François Mitterrand, le politicien le plus habile de la Cinquième République, avait mis 23 ans à la constituer, cette armée : entre 1958 et 1981. En passant par l'Observatoire (1959), la présidentielle de décembre 1965, la prise à la hussarde du PS à Epinay-sur-Seine, en juin 1971, la présidentielle de 1974, pour enfin construire la superbe victoire du 10 mai 1981. A chaque défaite, ce diable d'homme se renforçait ; au fil des années, ses troupes augmentaient.
 
 
Bayrou, hélas, n'en est pas là. Il partage avec Pierre Mendès France, l'exceptionnel Président du Conseil de juin 1954 à février 1955, un trait de caractère funeste dans une mécanique majoritaire : celui d'être un solitaire ombrageux, persuadé d'être le meilleur, ciselant son indépendance plutôt que de forger une armée.
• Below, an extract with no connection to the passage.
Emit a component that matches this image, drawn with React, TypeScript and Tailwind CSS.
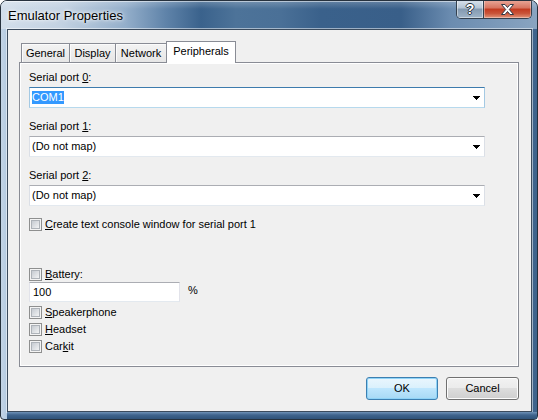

Cela donne de magnifiques individus, idéaux pour biographes et romanciers, mais rarement des vainqueurs de grandes batailles.
 
 
Dans ces conditions, à la fois je souhaiterais vivement que François Bayrou se lance dans l'arène des présidentielles 2017, à la fois je ne le créditerais, hélas, en ce 21 février, que de fort peu de chances. Une telle bataille se prépare des années à l'avance, il faut conquérir les âmes, exercer les troupes au combat. Je crains que le Maire de Pau, qui eût fait une carrière d'exception dans le système proportionnaliste de la Quatrième République, ne puisse conquérir un bastion aussi difficile, dans l'implacable mécanique majoritaire.